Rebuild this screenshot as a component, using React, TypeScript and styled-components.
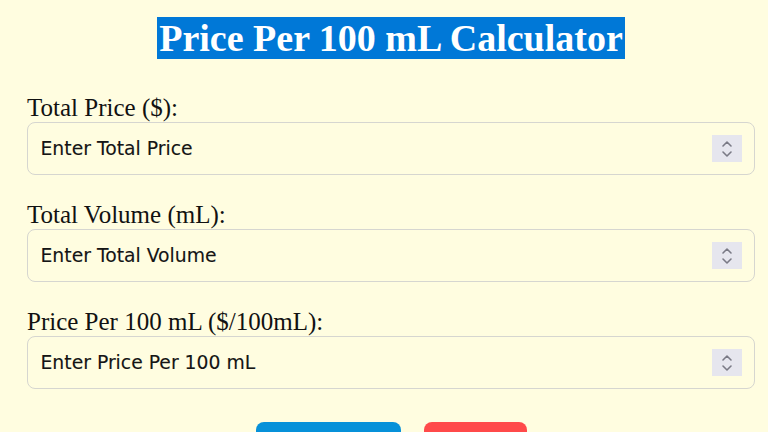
import React, { useState } from "react";
import styled, { createGlobalStyle } from "styled-components";

const GlobalStyle = createGlobalStyle`
  html, body {
    margin: 0;
    padding: 0;
    background: #fffde0;
    overflow: hidden;
  }
  body {
    font-family: "Liberation Serif", "Times New Roman", serif;
    color: #111;
  }
`;

const Page = styled.div`
  width: 728px;
  margin-left: 27px;
  padding-top: 17px;
  display: flex;
  flex-direction: column;
`;

const Title = styled.h1`
  margin: 0 0 34px;
  text-align: center;
  font-size: 38px;
  line-height: 42px;
  font-weight: bold;

  span {
    background: #0078d7;
    color: #fff;
    padding: 0 2px;
  }
`;

const Field = styled.div`
  display: flex;
  flex-direction: column;
  margin-bottom: 25px;
`;

const Label = styled.label`
  font-size: 25px;
  line-height: 29px;
  color: #111;
`;

const InputBox = styled.div`
  display: flex;
  align-items: center;
  height: 53px;
  box-sizing: border-box;
  border: 1.5px solid #d6d6d0;
  border-radius: 8px;
  padding: 0 12px 0 12.5px;
`;

const Input = styled.input`
  flex: 1;
  min-width: 0;
  padding: 0 0 1px;
  border: none;
  outline: none;
  background: transparent;
  font-family: "DejaVu Sans", Verdana, sans-serif;
  font-size: 18.8px;
  color: #111;
  -webkit-text-stroke: 0.12px #111;

  &::placeholder {
    color: #151515;
    opacity: 1;
  }
`;

const Spinner = styled.div`
  width: 30px;
  height: 27px;
  background: #e6e6ee;
  display: flex;
  align-items: center;
  justify-content: center;
`;

const Actions = styled.div`
  display: flex;
  justify-content: center;
  gap: 23px;
  margin-top: 8px;
`;

const Button = styled.button<{ $color: string; $width: number }>`
  width: ${(p) => p.$width}px;
  height: 56px;
  border: none;
  border-radius: 8px;
  background: ${(p) => p.$color};
  color: #fff;
  font-size: 18px;
  font-family: "DejaVu Sans", sans-serif;
`;

const SpinIcon = () => (
  <svg width="14" height="20" viewBox="0 0 14 20" fill="none" stroke="#7a7a85" strokeWidth="1.6" strokeLinecap="round" strokeLinejoin="round">
    <polyline points="3,7 7,3 11,7" />
    <polyline points="3,13 7,17 11,13" />
  </svg>
);

const fields = [
  { id: "price", label: "Total Price ($):", placeholder: "Enter Total Price" },
  { id: "volume", label: "Total Volume (mL):", placeholder: "Enter Total Volume" },
  { id: "per100", label: "Price Per 100 mL ($/100mL):", placeholder: "Enter Price Per 100 mL" },
];

const App = () => {
  const [values, setValues] = useState<Record<string, string>>({});

  return (
    <>
      <GlobalStyle />
      <Page>
        <Title>
          <span>Price Per 100 mL Calculator</span>
        </Title>
        {fields.map((f) => (
          <Field key={f.id}>
            <Label htmlFor={f.id}>{f.label}</Label>
            <InputBox>
              <Input
                id={f.id}
                type="text"
                inputMode="decimal"
                placeholder={f.placeholder}
                value={values[f.id] || ""}
                onChange={(e) => setValues({ ...values, [f.id]: e.target.value })}
              />
              <Spinner>
                <SpinIcon />
              </Spinner>
            </InputBox>
          </Field>
        ))}
        <Actions>
          <Button $color="#0791d9" $width={145}>Calculate</Button>
          <Button $color="#ff4a4a" $width={103}>Clear</Button>
        </Actions>
      </Page>
    </>
  );
};

export default App;
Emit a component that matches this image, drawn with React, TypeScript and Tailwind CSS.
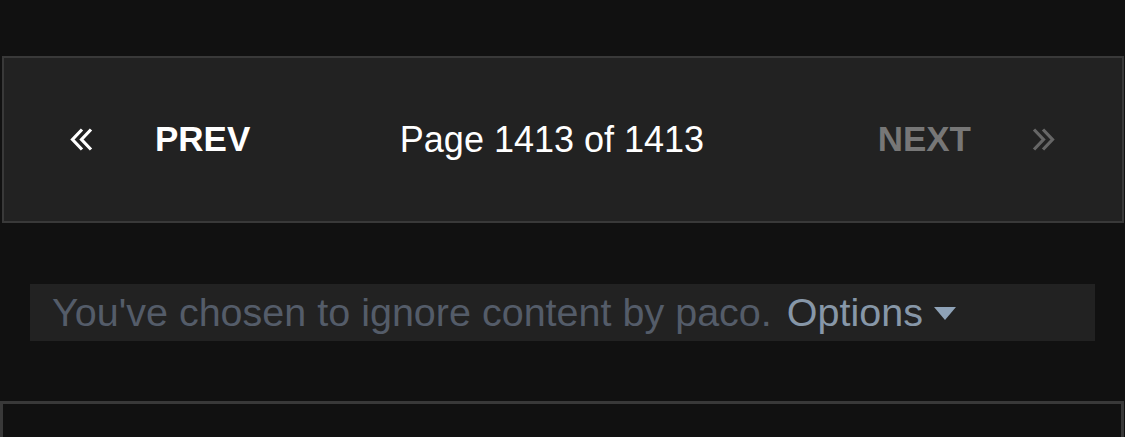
import React from 'react';

const font = { fontFamily: '"Liberation Sans", Arial, Helvetica, sans-serif' };

const Chevrons = ({ dir, className }: { dir: 'left' | 'right'; className?: string }) => (
  <svg width="23" height="23" viewBox="0 0 23 23" fill="none" className={`shrink-0 ${className ?? ''}`}>
    {dir === 'left' ? (
      <>
        <path d="M12 1.5 L2.5 11.5 L12 21.5" stroke="currentColor" strokeWidth="3.2" />
        <path d="M21 1.5 L11.5 11.5 L21 21.5" stroke="currentColor" strokeWidth="3.2" />
      </>
    ) : (
      <>
        <path d="M2 1.5 L11.5 11.5 L2 21.5" stroke="currentColor" strokeWidth="3.2" />
        <path d="M11 1.5 L20.5 11.5 L11 21.5" stroke="currentColor" strokeWidth="3.2" />
      </>
    )}
  </svg>
);

export default function App() {
  return (
    <div className="w-[1125px] h-[437px] overflow-hidden bg-[#111111] pt-[56px]" style={font}>
      {/* Pager */}
      <div className="ml-[2px] mr-[1px] h-[167px] border-2 border-[#393939] bg-[#222222] flex items-center text-[36px]">
        <div className="w-[66px] shrink-0" />
        <Chevrons dir="left" className="text-white" />
        <div className="w-[62px] shrink-0" />
        <span className="font-bold text-white text-[35px]">PREV</span>
        <span className="flex-1 text-center text-white pr-[24px]">Page 1413 of 1413</span>
        <span className="font-bold text-[#777777] text-[35px]">NEXT</span>
        <div className="w-[61px] shrink-0" />
        <Chevrons dir="right" className="text-[#666666]" />
        <div className="w-[67px] shrink-0" />
      </div>

      {/* Ignored notice */}
      <div className="mt-[61px] ml-[30px] w-[1065px] h-[57px] bg-[#222222] flex items-center pl-[22px] text-[39.5px] whitespace-nowrap">
        <span className="text-[#545c69]">You've chosen to ignore content by paco.</span>
        <span className="ml-[15px] text-[#8797a8]">Options</span>
        <svg width="22" height="13" viewBox="0 0 22 13" className="ml-[11px] mt-[1px] shrink-0">
          <path d="M0 0 H22 L11 13 Z" fill="#8fa3b8" />
        </svg>
      </div>

      {/* Next post box */}
      <div className="mt-[60px] mr-[1px] h-[80px] border-[3px] border-[#393939] bg-[#111111]" />
    </div>
  );
}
==============================
Output all of the data exactly as it stands, minus any images.

* _Full answer_
Rebuild this screenshot as a component, using React, TypeScript and styled-components.
import React, { useState } from "react";
import styled, { createGlobalStyle } from "styled-components";

const GlobalStyle = createGlobalStyle`
  html, body {
    margin: 0;
    padding: 0;
    background: #fffde0;
    overflow: hidden;
  }
  body {
    font-family: "Liberation Serif", "Times New Roman", serif;
    color: #111;
  }
`;

const Page = styled.div`
  width: 728px;
  margin-left: 27px;
  padding-top: 17px;
  display: flex;
  flex-direction: column;
`;

const Title = styled.h1`
  margin: 0 0 34px;
  text-align: center;
  font-size: 38px;
  line-height: 42px;
  font-weight: bold;

  span {
    background: #0078d7;
    color: #fff;
    padding: 0 2px;
  }
`;

const Field = styled.div`
  display: flex;
  flex-direction: column;
  margin-bottom: 25px;
`;

const Label = styled.label`
  font-size: 25px;
  line-height: 29px;
  color: #111;
`;

const InputBox = styled.div`
  display: flex;
  align-items: center;
  height: 53px;
  box-sizing: border-box;
  border: 1.5px solid #d6d6d0;
  border-radius: 8px;
  padding: 0 12px 0 12.5px;
`;

const Input = styled.input`
  flex: 1;
  min-width: 0;
  padding: 0 0 1px;
  border: none;
  outline: none;
  background: transparent;
  font-family: "DejaVu Sans", Verdana, sans-serif;
  font-size: 18.8px;
  color: #111;
  -webkit-text-stroke: 0.12px #111;

  &::placeholder {
    color: #151515;
    opacity: 1;
  }
`;

const Spinner = styled.div`
  width: 30px;
  height: 27px;
  background: #e6e6ee;
  display: flex;
  align-items: center;
  justify-content: center;
`;

const Actions = styled.div`
  display: flex;
  justify-content: center;
  gap: 23px;
  margin-top: 8px;
`;

const Button = styled.button<{ $color: string; $width: number }>`
  width: ${(p) => p.$width}px;
  height: 56px;
  border: none;
  border-radius: 8px;
  background: ${(p) => p.$color};
  color: #fff;
  font-size: 18px;
  font-family: "DejaVu Sans", sans-serif;
`;

const SpinIcon = () => (
  <svg width="14" height="20" viewBox="0 0 14 20" fill="none" stroke="#7a7a85" strokeWidth="1.6" strokeLinecap="round" strokeLinejoin="round">
    <polyline points="3,7 7,3 11,7" />
    <polyline points="3,13 7,17 11,13" />
  </svg>
);

const fields = [
  { id: "price", label: "Total Price ($):", placeholder: "Enter Total Price" },
  { id: "volume", label: "Total Volume (mL):", placeholder: "Enter Total Volume" },
  { id: "per100", label: "Price Per 100 mL ($/100mL):", placeholder: "Enter Price Per 100 mL" },
];

const App = () => {
  const [values, setValues] = useState<Record<string, string>>({});

  return (
    <>
      <GlobalStyle />
      <Page>
        <Title>
          <span>Price Per 100 mL Calculator</span>
        </Title>
        {fields.map((f) => (
          <Field key={f.id}>
            <Label htmlFor={f.id}>{f.label}</Label>
            <InputBox>
              <Input
                id={f.id}
                type="text"
                inputMode="decimal"
                placeholder={f.placeholder}
                value={values[f.id] || ""}
                onChange={(e) => setValues({ ...values, [f.id]: e.target.value })}
              />
              <Spinner>
                <SpinIcon />
              </Spinner>
            </InputBox>
          </Field>
        ))}
        <Actions>
          <Button $color="#0791d9" $width={145}>Calculate</Button>
          <Button $color="#ff4a4a" $width={103}>Clear</Button>
        </Actions>
      </Page>
    </>
  );
};

export default App;
Emit a component that matches this image, drawn with React, TypeScript and Tailwind CSS.
import React from 'react';

const font = { fontFamily: '"Liberation Sans", Arial, Helvetica, sans-serif' };

const Chevrons = ({ dir, className }: { dir: 'left' | 'right'; className?: string }) => (
  <svg width="23" height="23" viewBox="0 0 23 23" fill="none" className={`shrink-0 ${className ?? ''}`}>
    {dir === 'left' ? (
      <>
        <path d="M12 1.5 L2.5 11.5 L12 21.5" stroke="currentColor" strokeWidth="3.2" />
        <path d="M21 1.5 L11.5 11.5 L21 21.5" stroke="currentColor" strokeWidth="3.2" />
      </>
    ) : (
      <>
        <path d="M2 1.5 L11.5 11.5 L2 21.5" stroke="currentColor" strokeWidth="3.2" />
        <path d="M11 1.5 L20.5 11.5 L11 21.5" stroke="currentColor" strokeWidth="3.2" />
      </>
    )}
  </svg>
);

export default function App() {
  return (
    <div className="w-[1125px] h-[437px] overflow-hidden bg-[#111111] pt-[56px]" style={font}>
      {/* Pager */}
      <div className="ml-[2px] mr-[1px] h-[167px] border-2 border-[#393939] bg-[#222222] flex items-center text-[36px]">
        <div className="w-[66px] shrink-0" />
        <Chevrons dir="left" className="text-white" />
        <div className="w-[62px] shrink-0" />
        <span className="font-bold text-white text-[35px]">PREV</span>
        <span className="flex-1 text-center text-white pr-[24px]">Page 1413 of 1413</span>
        <span className="font-bold text-[#777777] text-[35px]">NEXT</span>
        <div className="w-[61px] shrink-0" />
        <Chevrons dir="right" className="text-[#666666]" />
        <div className="w-[67px] shrink-0" />
      </div>

      {/* Ignored notice */}
      <div className="mt-[61px] ml-[30px] w-[1065px] h-[57px] bg-[#222222] flex items-center pl-[22px] text-[39.5px] whitespace-nowrap">
        <span className="text-[#545c69]">You've chosen to ignore content by paco.</span>
        <span className="ml-[15px] text-[#8797a8]">Options</span>
        <svg width="22" height="13" viewBox="0 0 22 13" className="ml-[11px] mt-[1px] shrink-0">
          <path d="M0 0 H22 L11 13 Z" fill="#8fa3b8" />
        </svg>
      </div>

      {/* Next post box */}
      <div className="mt-[60px] mr-[1px] h-[80px] border-[3px] border-[#393939] bg-[#111111]" />
    </div>
  );
}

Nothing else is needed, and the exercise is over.